Tri-Tech designs customized sewage treatment and odor control systems for municipalities and private sectors in China and international markets. These systems combine software, information management systems, resource planning and local and distant networking hardware that includes sensors, control systems, programmable logic controllers, supervisory control and data acquisition systems. The company also designs systems that track natural waterway levels for drought control, monitor groundwater quality and assist the Chinese government in managing its water resources. The company is also moving into the industrial pollution control market. Tri-Tech owns 39 software copyrights and 11 product patents, and employs 446 people. Please visit www.tri-tech.cn for more information.
An online investor kit including a company profile, presentations, press releases, current price quotes, stock charts and other valuable information for investors is available at www.tri-tech.cn/ir. To subscribe to future releases via e-mail alert, visit www.tri-tech.cn/ir/info/request.

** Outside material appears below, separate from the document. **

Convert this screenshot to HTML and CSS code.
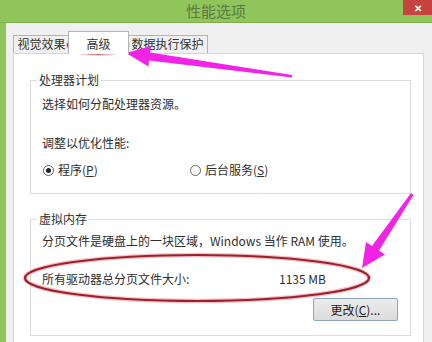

This press release contains forward-looking statements. These statements are made under the “safe harbor” provisions of the Private Securities Litigation Reform Act of 1995. Forward-looking statements include statements concerning plans, objectives, goals, strategies, future events or performance, and underlying assumptions and other statements that are other than statements of historical facts. These statements are subject to uncertainties and risks including, but not limited to, product and service demand and acceptance, changes in technology, economic conditions, the impact of competition and pricing, government regulation, and other risks contained in reports filed by the company with the Securities and Exchange Commission. All such forward-looking statements, whether written or oral, and whether made by or on behalf of the company, are expressly qualified by the cautionary statements and any other cautionary statements which may accompany the forward-looking statements. In addition, the company disclaims any obligation to update any forward-looking statements to reflect events or circumstances after the date hereof.